Answer with one number only: the number of lines that include the word "index".

## begin MATERIAL FOR THIS TASK

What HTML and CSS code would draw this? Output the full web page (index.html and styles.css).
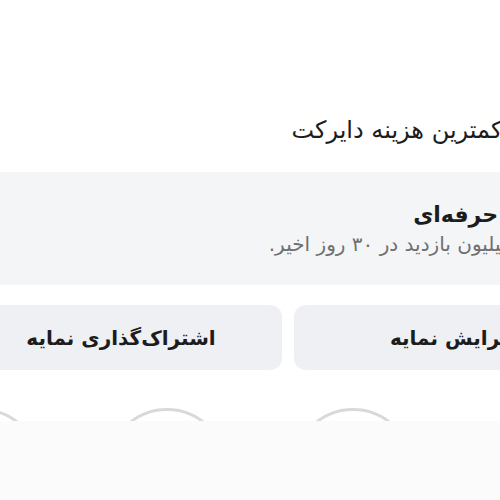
FILE: index.html
```html
<!DOCTYPE html>
<html lang="fa">
	<head>
		<meta charset="UTF-8">
		<title>نمایه</title>
		<link rel="stylesheet" href="styles.css">
	</head>
	<body>
		<div class="screen">
			<p class="bio">با کمترین هزینه دایرکت</p>
			<div class="dash">
				<div class="dashTitle">داشبورد حرفه‌ای</div>
				<div class="dashSub">۱٫۲ میلیون بازدید در ۳۰ روز اخیر.</div>
			</div>
			<div class="actions">
				<a href="#" class="btn">ویرایش نمایه</a>
				<a href="#" class="btn">اشتراک‌گذاری نمایه</a>
			</div>
			<div class="highlights">
				<span class="ring"></span>
				<span class="ring"></span>
				<span class="ring"></span>
				<span class="ring"></span>
			</div>
			<div class="sheet"></div>
		</div>
	</body>
</html>
```

FILE: styles.css
```css
*{
	margin: 0;
	padding: 0;
	box-sizing: border-box;
}
html,body{
	height: 100%;
	overflow: hidden;
	background: #fff;
}
body{
	font-family: "DejaVu Sans","Noto Sans",sans-serif;
	color: #1c1c1c;
}
.screen{
	position: relative;
	width: 720px;
	height: 500px;
	margin-left: -100px;
	direction: rtl;
}
.bio{
	padding: 113px 96px 0 0;
	font-size: 24px;
	line-height: 34px;
	white-space: nowrap;
}
.dash{
	margin-top: 25px;
	height: 113px;
	padding: 28px 27px 0 0;
	background: #f3f5f7;
	white-space: nowrap;
}
.dashTitle{
	font-size: 22px;
	font-weight: bold;
	line-height: 30px;
}
.dashSub{
	padding-right: 47px;
	font-size: 20px;
	line-height: 29px;
	color: #6f6f6f;
}
.actions{
	display: grid;
	grid-template-columns: 322px 322px;
	gap: 12px;
	margin-top: 20px;
	padding-right: 4px;
}
.btn{
	display: flex;
	align-items: center;
	justify-content: center;
	height: 65px;
	border-radius: 12px;
	background: #eff0f3;
	color: #1c1c1c;
	font-size: 20px;
	font-weight: bold;
	text-decoration: none;
	white-space: nowrap;
}
.highlights{
	display: flex;
	direction: ltr;
	gap: 66px;
	margin-top: 38px;
	padding-left: 21px;
}
.ring{
	flex: none;
	width: 120px;
	height: 120px;
	border: 3px solid #d9d9d9;
	border-radius: 50%;
}
.sheet{
	position: absolute;
	left: 0;
	right: 0;
	top: 421px;
	bottom: 0;
	background: #fbfbfc;
}
```
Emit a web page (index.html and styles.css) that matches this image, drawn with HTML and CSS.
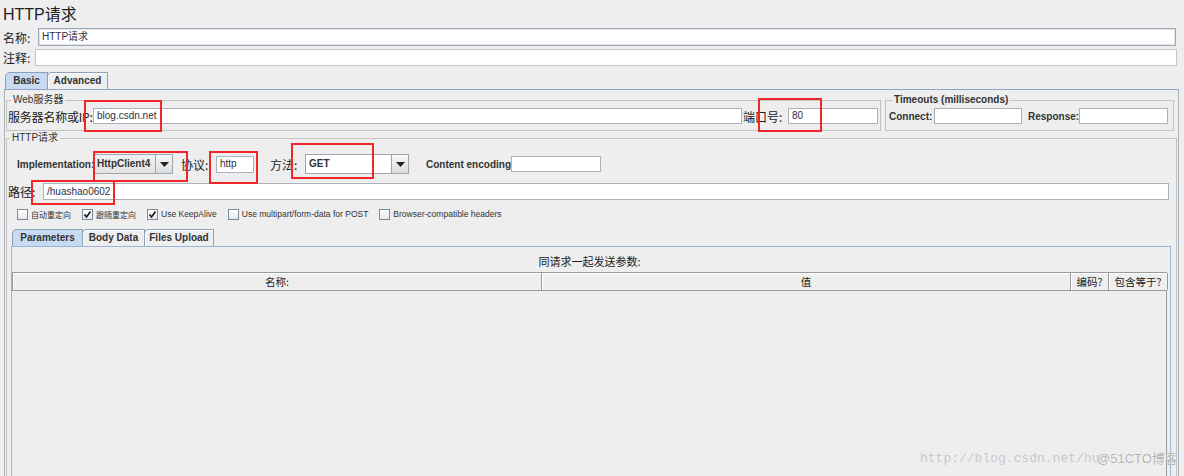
FILE: index.html
```html
<!DOCTYPE html>
<html>
<head>
<meta charset="utf-8">
<title>HTTP请求</title>
<link rel="stylesheet" href="styles.css">
</head>
<body>
<div class="title">HTTP请求</div>
<div class="frow name-row"><span class="flbl name-lbl">名称:</span><div class="input name-input">HTTP请求</div></div>
<div class="frow comment-row"><span class="flbl comment-lbl">注释:</span><div class="input comment-input"></div></div>
<div class="tabs main-tabs"><div class="tab active tab-basic">Basic</div><div class="tab tab-adv">Advanced</div></div>
<div class="tabpanel">
  <div class="server-row">
    <fieldset class="group web">
      <legend>Web服务器</legend>
      <div class="line">
        <span class="lbl server-lbl">服务器名称或IP:</span>
        <div class="input server-input">blog.csdn.net</div>
        <span class="lbl port-lbl">端口号:</span>
        <div class="input port-input">80</div>
      </div>
    </fieldset>
    <fieldset class="group timeouts">
      <legend>Timeouts (milliseconds)</legend>
      <div class="line">
        <span class="blbl connect-lbl">Connect:</span>
        <div class="input t-input connect-input"></div>
        <span class="blbl response-lbl">Response:</span>
        <div class="input t-input response-input"></div>
      </div>
    </fieldset>
  </div>
  <fieldset class="group http">
    <legend>HTTP请求</legend>
    <div class="impl-row">
      <span class="blbl impl-lbl">Implementation:</span>
      <div class="combo impl-combo"><span class="combo-text">HttpClient4</span><span class="combo-btn"><svg width="9" height="5" viewBox="0 0 9 5"><path d="M0 0h9L4.5 5z" fill="#222"/></svg></span></div>
      <span class="lbl proto-lbl">协议:</span>
      <div class="input proto-input">http</div>
      <span class="lbl method-lbl">方法:</span>
      <div class="combo method-combo"><span class="combo-text">GET</span><span class="combo-btn"><svg width="9" height="5" viewBox="0 0 9 5"><path d="M0 0h9L4.5 5z" fill="#222"/></svg></span></div>
      <span class="blbl enc-lbl">Content encoding:</span>
      <div class="input enc-input"></div>
    </div>
    <div class="path-row">
      <span class="lbl path-lbl">路径:</span>
      <div class="input path-input">/huashao0602</div>
    </div>
    <div class="checks">
      <label class="chk"><span class="box"></span><span class="ctext cjk">自动重定向</span></label>
      <label class="chk"><span class="box"><svg width="9" height="9" viewBox="0 0 9 9"><path d="M1.5 4.5l2 2.5 4-5.5" stroke="#111" stroke-width="1.6" fill="none"/></svg></span><span class="ctext cjk">跟随重定向</span></label>
      <label class="chk"><span class="box"><svg width="9" height="9" viewBox="0 0 9 9"><path d="M1.5 4.5l2 2.5 4-5.5" stroke="#111" stroke-width="1.6" fill="none"/></svg></span><span class="ctext">Use KeepAlive</span></label>
      <label class="chk"><span class="box"></span><span class="ctext">Use multipart/form-data for POST</span></label>
      <label class="chk"><span class="box"></span><span class="ctext">Browser-compatible headers</span></label>
    </div>
    <div class="tabs sub-tabs"><div class="tab active tab-params">Parameters</div><div class="tab tab-body">Body Data</div><div class="tab tab-files">Files Upload</div></div>
    <div class="param-panel">
      <div class="caption">同请求一起发送参数:</div>
      <div class="table">
        <div class="thead">
          <div class="th c-name">名称:</div>
          <div class="th c-val">值</div>
          <div class="th c-enc">编码?</div>
          <div class="th c-eq">包含等于?</div>
        </div>
        <div class="tbody"></div>
      </div>
    </div>
  </fieldset>
</div>

<div class="mark m-server"></div>
<div class="mark m-port"></div>
<div class="mark m-impl"></div>
<div class="mark m-proto"></div>
<div class="mark m-method"></div>
<div class="mark m-path"></div>

<div class="wm-url">http://blog.csdn.net/hu</div>
<div class="wm-51">@51CTO博客</div>
</body>
</html>
```

FILE: styles.css
```css
* { box-sizing: border-box; }
html, body { margin: 0; padding: 0; }
body {
  background: #eeeeee;
  width: 1184px;
  height: 476px;
  overflow: hidden;
  position: relative;
  font-family: "Liberation Sans", "Noto Sans CJK SC", sans-serif;
  font-size: 10px;
  color: #333;
}

.title {
  height: 28px;
  padding: 5px 0 0 3px;
  font-size: 16px;
  line-height: 20px;
  color: #1e1e1e;
}

.frow { display: flex; align-items: center; }
.flbl { font-family: "Noto Sans CJK SC", sans-serif; font-size: 12px; color: #222; padding-left: 3px; flex: none; white-space: nowrap; }

.input {
  background: #fff;
  border: 1px solid #a9b3be;
  font-size: 10px;
  line-height: 14px;
  padding: 0 3px;
  color: #2d3144;
  white-space: nowrap;
  overflow: hidden;
  flex: none;
  display: flex;
  align-items: center;
  font-family: "Liberation Sans", "Noto Sans CJK SC", sans-serif;
}

.name-row { height: 18px; }
.name-lbl { width: 38px; }
.name-input { width: 1138px; height: 18px; border-color: #9fabb9; box-shadow: inset 0 0 0 1px #dfe4ea; }

.comment-row { height: 17px; margin-top: 3px; }
.comment-lbl { width: 35px; }
.comment-input { width: 1142px; height: 17px; border-color: #c6c6c6; }

.tabs { display: flex; align-items: flex-end; }
.tab {
  height: 17px;
  border: 1px solid #8d9fb9;
  border-bottom: none;
  border-top-left-radius: 5px;
  background: #eeeeee;
  font-weight: bold;
  font-size: 10px;
  line-height: 16px;
  color: #333;
  text-align: center;
  white-space: nowrap;
  box-shadow: inset 1px 1px 0 #fff;
}
.tab.active { background: #c8daef; box-shadow: none; }

.main-tabs { margin-top: 6px; padding-left: 5px; height: 17px; }
.tab-basic { width: 43px; }
.tab-adv { width: 61px; margin-left: -1px; }

.tabpanel {
  margin-left: 4px;
  width: 1175px;
  height: 400px;
  border-top: 1px solid #8fa5c4;
  border-left: 1px solid #a9b3be;
  border-right: 1px solid #a9b3be;
  padding: 3px 0 0 1px;
}

.group {
  margin: 0;
  padding: 0;
  border: 1px solid #c3c3c3;
  min-inline-size: 0;
}
.group legend {
  padding: 0 2px;
  margin-left: 3px;
  font-size: 10px;
  line-height: 14px;
  color: #333;
}

.server-row { display: flex; gap: 4px; }
.web { width: 875px; padding: 0 1px 5px 1px; }
.timeouts { width: 289px; padding: 0 3px 5px 3px; }
.timeouts legend { font-weight: bold; }

.line { display: flex; align-items: center; height: 18px; }
.lbl { font-family: "Noto Sans CJK SC", sans-serif; font-size: 12px; color: #222; white-space: nowrap; flex: none; }
.blbl { font-weight: bold; font-size: 10px; color: #333; white-space: nowrap; flex: none; }

.server-lbl { width: 85px; letter-spacing: -0.2px; }
.server-input { width: 649px; height: 16px; }
.port-lbl { width: 46px; padding-left: 1px; }
.port-input { width: 90px; height: 16px; }

.connect-lbl { width: 45px; }
.t-input { height: 16px; }
.connect-input { width: 88px; }
.response-lbl { width: 57px; padding-left: 6px; }
.response-input { width: 89px; }

.http { width: 1171px; padding: 9px 0 0 0; height: 360px; }

.impl-row { display: flex; align-items: center; height: 20px; margin-left: 10px; }
.impl-lbl { width: 76px; }
.combo {
  display: flex;
  height: 20px;
  border: 1px solid #9ba6b3;
  background: #fff;
  flex: none;
}
.combo-text {
  flex: 1;
  font-weight: bold;
  font-size: 10px;
  line-height: 18px;
  padding-left: 3px;
  color: #333;
}
.combo-btn {
  width: 17px;
  border-left: 1px solid #9ba6b3;
  background: linear-gradient(#f8f8f8, #dcdcdc);
  display: flex;
  align-items: center;
  justify-content: center;
}
.impl-combo { width: 80px; }
.impl-combo .combo-text { background: linear-gradient(#f2f2f2, #e2e2e2); }
.proto-lbl { width: 43px; padding-left: 8px; }
.proto-input { width: 38px; height: 17px; }
.method-lbl { width: 51px; padding-left: 16px; }
.method-combo { width: 104px; }
.enc-lbl { width: 102px; padding-left: 17px; }
.enc-input { width: 90px; height: 16px; }

.path-row { display: flex; align-items: center; height: 17px; margin-top: 9px; margin-left: 1px; }
.path-lbl { width: 35px; }
.path-input { width: 1126px; height: 17px; }

.checks { display: flex; align-items: center; gap: 11px; height: 12px; margin-top: 8px; margin-left: 10px; }
.chk { display: flex; align-items: center; gap: 3px; }
.box {
  width: 11px; height: 11px;
  border: 1px solid #7d8a99;
  background: linear-gradient(#ffffff, #e4e8ee);
  display: flex; align-items: center; justify-content: center;
}
.ctext { font-size: 8.5px; color: #333; white-space: nowrap; }
.ctext.cjk { font-family: "Noto Sans CJK SC", sans-serif; font-size: 8px; }

.sub-tabs { margin-top: 9px; margin-left: 5px; height: 17px; }
.tab-params { width: 71px; }
.tab-body { width: 63px; margin-left: -1px; }
.tab-files { width: 70px; margin-left: -1px; }

.param-panel {
  margin-left: 4px;
  width: 1160px;
  height: 240px;
  border-top: 1px solid #9bb4da;
  border-left: 1px solid #a9b3be;
  border-right: 1px solid #9bb4da;
  padding: 7px 3px 0 0;
}
.caption {
  text-align: center;
  font-family: "Noto Sans CJK SC", sans-serif;
  font-size: 11px;
  line-height: 14px;
  color: #222;
}
.table { margin-top: 4px; width: 1155px; }
.thead {
  display: grid;
  grid-template-columns: 529px 529px 38px 59px;
  height: 19px;
  border-top: 1px solid #9a9a9a;
  border-bottom: 1px solid #9a9a9a;
  border-left: 1px solid #9a9a9a;
}
.th {
  border-right: 1px solid #9a9a9a;
  font-family: "Noto Sans CJK SC", sans-serif;
  font-size: 10.5px;
  line-height: 17px;
  text-align: center;
  color: #222;
  white-space: nowrap;
  box-shadow: inset 1px 1px 0 #fff;
}
.tbody { height: 200px; border-right: 1px solid #9a9a9a; }

.mark {
  position: absolute;
  border: 2px solid #f0262b;
}
.m-server { left: 84px; top: 100px; width: 78px; height: 32px; }
.m-port { left: 758px; top: 98px; width: 64px; height: 34px; }
.m-impl { left: 93px; top: 151px; width: 95px; height: 31px; }
.m-proto { left: 209px; top: 151px; width: 49px; height: 33px; }
.m-method { left: 291px; top: 143px; width: 83px; height: 36px; }
.m-path { left: 31px; top: 180px; width: 84px; height: 25px; }

.wm-url {
  position: absolute;
  left: 920px;
  top: 451px;
  font-family: "Liberation Mono", monospace;
  font-size: 13px;
  line-height: 16px;
  color: #c9c9c9;
}
.wm-51 {
  position: absolute;
  left: 1097px;
  top: 451px;
  font-family: "Liberation Sans", "Noto Sans CJK SC", sans-serif;
  font-size: 13px;
  line-height: 16px;
  color: #b3b3b3;
  text-shadow: 0 0 1px #fff;
}
```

## end MATERIAL FOR THIS TASK

▶ _WORKED SOLUTION_: 4